- [Rows from a dataset of pages and code]
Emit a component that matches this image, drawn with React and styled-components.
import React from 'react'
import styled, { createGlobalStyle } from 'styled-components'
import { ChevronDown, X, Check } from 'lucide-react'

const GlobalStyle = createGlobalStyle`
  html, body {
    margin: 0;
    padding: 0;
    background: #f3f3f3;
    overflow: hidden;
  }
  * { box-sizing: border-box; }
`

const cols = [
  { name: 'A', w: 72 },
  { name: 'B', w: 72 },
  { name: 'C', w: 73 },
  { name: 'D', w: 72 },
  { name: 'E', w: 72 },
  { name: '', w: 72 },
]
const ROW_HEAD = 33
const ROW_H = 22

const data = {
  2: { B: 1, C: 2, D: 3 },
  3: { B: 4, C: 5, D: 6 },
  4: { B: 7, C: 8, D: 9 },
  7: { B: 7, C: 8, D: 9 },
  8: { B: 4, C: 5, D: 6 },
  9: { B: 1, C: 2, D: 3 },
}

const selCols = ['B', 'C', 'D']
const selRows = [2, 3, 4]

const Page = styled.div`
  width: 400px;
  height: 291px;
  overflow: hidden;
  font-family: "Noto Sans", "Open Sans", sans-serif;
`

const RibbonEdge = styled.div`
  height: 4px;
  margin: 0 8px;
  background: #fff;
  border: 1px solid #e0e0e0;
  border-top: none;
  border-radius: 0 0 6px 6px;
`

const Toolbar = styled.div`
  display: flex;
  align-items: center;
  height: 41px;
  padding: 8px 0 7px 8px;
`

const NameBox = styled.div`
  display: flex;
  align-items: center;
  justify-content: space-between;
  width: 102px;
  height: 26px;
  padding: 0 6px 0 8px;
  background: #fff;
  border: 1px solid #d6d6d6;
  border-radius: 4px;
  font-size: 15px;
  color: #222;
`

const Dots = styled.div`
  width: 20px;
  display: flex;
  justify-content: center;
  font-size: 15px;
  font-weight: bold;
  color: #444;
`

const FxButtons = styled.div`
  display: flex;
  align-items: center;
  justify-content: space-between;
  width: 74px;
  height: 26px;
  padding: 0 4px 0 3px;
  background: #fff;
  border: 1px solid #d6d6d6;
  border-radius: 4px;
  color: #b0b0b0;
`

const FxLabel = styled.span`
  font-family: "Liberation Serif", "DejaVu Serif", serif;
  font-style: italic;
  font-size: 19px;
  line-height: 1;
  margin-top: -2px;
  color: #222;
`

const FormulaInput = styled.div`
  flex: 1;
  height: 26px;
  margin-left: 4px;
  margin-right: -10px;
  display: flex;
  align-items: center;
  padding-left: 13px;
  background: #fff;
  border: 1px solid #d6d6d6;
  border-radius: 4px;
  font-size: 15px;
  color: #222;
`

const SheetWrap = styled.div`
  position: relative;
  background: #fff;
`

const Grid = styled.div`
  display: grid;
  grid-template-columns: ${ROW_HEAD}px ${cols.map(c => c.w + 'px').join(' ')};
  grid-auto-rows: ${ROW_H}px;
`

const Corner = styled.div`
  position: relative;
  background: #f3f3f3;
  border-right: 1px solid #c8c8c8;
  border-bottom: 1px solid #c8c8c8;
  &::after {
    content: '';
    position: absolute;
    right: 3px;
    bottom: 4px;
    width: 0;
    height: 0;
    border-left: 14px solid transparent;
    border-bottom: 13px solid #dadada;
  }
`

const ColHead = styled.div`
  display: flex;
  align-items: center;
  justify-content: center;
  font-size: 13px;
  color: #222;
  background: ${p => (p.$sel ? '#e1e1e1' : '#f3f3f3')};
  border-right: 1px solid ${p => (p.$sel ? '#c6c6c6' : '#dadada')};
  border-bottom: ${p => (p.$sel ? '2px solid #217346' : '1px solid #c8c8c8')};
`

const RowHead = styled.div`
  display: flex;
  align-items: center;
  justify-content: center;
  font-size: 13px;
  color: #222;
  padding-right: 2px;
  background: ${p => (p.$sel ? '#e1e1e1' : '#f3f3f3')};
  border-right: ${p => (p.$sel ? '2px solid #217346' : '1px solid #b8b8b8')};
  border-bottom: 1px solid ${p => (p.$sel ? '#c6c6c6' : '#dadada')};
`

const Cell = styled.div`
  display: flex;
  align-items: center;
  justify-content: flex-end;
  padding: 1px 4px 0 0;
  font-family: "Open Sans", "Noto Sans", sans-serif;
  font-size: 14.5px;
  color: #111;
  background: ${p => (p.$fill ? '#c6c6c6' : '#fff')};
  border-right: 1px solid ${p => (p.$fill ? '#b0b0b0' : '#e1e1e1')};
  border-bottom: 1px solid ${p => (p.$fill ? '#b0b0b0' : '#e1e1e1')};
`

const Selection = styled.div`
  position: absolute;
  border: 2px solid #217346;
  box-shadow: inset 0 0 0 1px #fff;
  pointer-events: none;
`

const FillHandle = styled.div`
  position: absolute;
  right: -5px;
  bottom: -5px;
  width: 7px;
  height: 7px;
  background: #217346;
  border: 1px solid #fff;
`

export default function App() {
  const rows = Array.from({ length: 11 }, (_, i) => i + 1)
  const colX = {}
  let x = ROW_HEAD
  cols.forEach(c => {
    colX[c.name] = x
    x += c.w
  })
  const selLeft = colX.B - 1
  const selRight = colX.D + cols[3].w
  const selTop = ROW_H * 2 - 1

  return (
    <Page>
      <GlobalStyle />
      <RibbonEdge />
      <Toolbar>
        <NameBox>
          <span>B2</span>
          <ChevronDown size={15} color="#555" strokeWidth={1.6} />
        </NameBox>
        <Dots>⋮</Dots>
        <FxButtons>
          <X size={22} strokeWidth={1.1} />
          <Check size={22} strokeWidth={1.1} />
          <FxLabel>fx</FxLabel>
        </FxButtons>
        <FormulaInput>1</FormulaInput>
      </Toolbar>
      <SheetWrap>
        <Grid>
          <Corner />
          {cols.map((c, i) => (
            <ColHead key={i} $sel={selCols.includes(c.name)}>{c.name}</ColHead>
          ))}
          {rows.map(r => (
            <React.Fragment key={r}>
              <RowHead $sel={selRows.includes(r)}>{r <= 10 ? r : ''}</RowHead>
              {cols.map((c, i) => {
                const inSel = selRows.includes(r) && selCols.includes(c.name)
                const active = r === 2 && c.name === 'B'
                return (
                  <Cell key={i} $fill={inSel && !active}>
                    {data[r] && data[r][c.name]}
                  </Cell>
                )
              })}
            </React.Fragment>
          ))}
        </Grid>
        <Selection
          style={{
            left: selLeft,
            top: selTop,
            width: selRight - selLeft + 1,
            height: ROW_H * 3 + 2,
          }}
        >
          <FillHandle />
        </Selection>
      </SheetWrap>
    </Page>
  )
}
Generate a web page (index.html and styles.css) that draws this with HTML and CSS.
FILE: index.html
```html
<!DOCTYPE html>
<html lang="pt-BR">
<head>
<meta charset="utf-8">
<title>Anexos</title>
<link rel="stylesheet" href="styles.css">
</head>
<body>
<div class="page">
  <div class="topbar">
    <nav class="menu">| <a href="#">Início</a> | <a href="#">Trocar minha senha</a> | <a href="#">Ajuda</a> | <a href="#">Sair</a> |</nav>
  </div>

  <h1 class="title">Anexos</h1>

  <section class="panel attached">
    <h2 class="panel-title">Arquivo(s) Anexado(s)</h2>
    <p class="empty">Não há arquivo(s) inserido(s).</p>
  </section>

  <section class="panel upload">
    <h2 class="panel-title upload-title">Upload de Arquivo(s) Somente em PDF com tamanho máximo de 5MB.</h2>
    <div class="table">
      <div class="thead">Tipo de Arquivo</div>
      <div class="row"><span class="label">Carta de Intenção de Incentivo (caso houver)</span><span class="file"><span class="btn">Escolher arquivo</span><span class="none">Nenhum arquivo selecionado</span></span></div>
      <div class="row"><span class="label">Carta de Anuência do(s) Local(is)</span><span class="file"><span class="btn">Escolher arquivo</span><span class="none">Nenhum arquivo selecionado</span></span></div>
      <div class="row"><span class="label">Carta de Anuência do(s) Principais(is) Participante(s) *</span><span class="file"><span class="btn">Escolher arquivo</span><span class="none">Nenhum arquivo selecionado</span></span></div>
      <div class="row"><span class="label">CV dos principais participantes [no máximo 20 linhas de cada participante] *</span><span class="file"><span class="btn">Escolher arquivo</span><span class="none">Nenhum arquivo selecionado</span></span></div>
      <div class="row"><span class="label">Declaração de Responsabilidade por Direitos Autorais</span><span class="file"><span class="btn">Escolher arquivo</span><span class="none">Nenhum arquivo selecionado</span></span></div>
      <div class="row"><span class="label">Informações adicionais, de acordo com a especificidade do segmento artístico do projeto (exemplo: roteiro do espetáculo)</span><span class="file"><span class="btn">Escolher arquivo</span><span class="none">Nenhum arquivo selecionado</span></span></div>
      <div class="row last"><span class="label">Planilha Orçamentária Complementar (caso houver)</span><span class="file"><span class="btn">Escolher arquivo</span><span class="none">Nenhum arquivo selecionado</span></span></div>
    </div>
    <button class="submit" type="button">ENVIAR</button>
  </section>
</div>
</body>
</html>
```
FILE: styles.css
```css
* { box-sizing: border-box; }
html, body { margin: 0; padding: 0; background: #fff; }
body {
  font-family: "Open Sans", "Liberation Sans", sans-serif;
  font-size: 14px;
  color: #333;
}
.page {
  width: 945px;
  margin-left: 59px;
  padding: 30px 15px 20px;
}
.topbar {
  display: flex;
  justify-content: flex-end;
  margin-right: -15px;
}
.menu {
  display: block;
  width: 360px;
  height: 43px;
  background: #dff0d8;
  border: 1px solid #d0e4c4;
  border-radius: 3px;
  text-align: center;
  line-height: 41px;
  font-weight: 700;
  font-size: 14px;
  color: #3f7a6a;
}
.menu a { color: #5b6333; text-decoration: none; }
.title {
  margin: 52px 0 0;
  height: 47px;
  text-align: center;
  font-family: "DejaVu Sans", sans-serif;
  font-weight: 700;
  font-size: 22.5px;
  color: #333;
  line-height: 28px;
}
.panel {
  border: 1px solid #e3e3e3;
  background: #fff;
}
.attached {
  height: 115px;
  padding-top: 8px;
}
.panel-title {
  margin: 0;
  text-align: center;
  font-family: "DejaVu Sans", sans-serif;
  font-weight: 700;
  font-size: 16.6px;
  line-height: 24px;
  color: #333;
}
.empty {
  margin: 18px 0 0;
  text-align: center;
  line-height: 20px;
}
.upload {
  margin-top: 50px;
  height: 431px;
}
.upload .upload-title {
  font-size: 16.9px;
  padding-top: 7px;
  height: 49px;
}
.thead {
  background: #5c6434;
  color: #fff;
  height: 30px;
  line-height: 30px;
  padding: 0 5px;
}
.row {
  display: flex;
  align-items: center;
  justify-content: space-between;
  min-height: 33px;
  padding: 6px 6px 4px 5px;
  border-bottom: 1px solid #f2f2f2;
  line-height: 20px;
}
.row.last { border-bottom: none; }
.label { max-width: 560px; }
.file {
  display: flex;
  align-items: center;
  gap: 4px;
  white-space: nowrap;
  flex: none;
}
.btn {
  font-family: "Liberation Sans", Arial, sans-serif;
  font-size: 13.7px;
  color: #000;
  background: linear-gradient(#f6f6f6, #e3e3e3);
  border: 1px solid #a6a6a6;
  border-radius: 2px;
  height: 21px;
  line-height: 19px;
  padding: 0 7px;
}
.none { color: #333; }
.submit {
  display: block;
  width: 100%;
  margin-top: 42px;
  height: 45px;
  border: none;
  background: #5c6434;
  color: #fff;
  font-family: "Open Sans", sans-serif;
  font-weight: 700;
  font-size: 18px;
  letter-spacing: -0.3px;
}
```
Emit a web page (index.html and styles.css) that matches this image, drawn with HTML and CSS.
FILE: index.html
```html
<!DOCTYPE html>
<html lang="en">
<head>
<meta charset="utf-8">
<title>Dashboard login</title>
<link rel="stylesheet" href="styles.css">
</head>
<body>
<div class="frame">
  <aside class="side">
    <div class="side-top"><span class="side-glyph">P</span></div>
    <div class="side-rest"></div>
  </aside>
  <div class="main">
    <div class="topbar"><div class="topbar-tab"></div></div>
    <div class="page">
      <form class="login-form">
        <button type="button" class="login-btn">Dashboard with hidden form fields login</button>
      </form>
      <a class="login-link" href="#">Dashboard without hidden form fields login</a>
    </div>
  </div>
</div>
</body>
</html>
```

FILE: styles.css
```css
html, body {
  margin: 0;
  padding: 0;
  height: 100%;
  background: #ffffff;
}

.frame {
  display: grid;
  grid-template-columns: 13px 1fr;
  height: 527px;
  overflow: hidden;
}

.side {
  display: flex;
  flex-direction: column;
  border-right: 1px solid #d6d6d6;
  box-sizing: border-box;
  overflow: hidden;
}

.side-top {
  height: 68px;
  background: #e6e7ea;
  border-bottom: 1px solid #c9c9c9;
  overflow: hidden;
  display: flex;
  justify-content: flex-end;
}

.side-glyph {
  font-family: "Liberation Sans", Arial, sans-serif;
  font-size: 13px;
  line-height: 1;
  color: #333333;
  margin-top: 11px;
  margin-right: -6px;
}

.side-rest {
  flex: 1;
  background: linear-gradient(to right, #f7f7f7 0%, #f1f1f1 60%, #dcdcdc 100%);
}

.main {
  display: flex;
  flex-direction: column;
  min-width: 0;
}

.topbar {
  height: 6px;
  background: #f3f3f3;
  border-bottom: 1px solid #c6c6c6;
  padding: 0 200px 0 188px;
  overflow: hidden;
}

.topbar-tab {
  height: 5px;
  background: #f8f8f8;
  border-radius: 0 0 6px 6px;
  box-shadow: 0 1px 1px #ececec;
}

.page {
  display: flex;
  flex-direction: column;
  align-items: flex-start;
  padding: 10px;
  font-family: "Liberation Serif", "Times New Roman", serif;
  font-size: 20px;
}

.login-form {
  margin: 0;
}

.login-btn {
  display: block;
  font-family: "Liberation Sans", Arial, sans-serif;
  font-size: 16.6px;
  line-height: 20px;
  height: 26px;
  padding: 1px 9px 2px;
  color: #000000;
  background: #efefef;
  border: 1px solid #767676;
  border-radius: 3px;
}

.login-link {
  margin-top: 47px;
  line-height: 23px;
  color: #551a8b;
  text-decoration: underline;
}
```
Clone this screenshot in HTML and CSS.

- [EXERCISE GOAL] Write the number of lines containing the word "that" and nothing besides it.

- [WORKED SOLUTION] 3